Netting is a simple yet effective proposition where the benefits are clear, particularly for MNCs that have a high volume of intercompany invoicing and cross-border, cross-currency transactions.

In addition, each subsidiary in the netting centre knows when it is going to get paid for any intercompany invoices it has issued. This brings visibility and stability to the timing of cash flows within the organisation, as well as improved forecasting. However, there remains a few variables that need to be tackled, particularly the regulatory hurdle in some jurisdictions – Thailand, for instance, allows netting but only with restrictions in place. In Indonesia permission from the central bank is required and the Philippines places notably heavy restrictions on the process. This means that benefits are being missed as some corporates, typically smaller local companies, are still doing things ‘the old way’.

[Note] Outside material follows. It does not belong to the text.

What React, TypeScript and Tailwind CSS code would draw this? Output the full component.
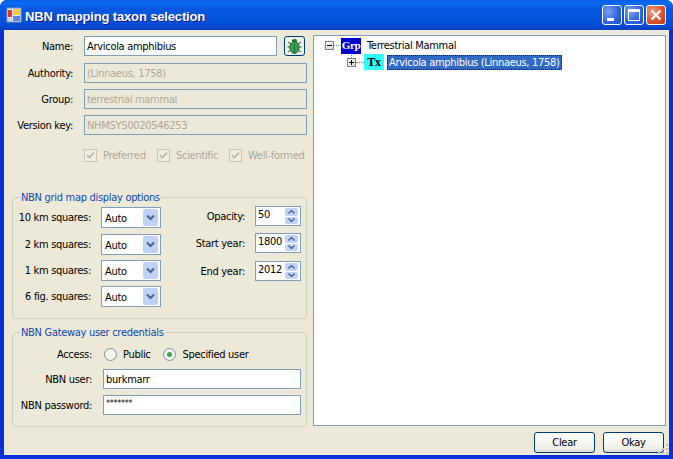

As a general rule, currency restrictions largely determine netting regulations. Countries with exchange controls on their local currency usually have netting restrictions too. In Thailand, Vietnam and Indonesia, for instance, corporates cannot net in local currencies, they have to be converted to US dollars or euros to be remitted. Although these issues are not insurmountable and other countries in the region – Hong Kong, Singapore, Australia, New Zealand and Japan, for instance – allow netting, restrictions will be a factor for not including some countries in the netting system.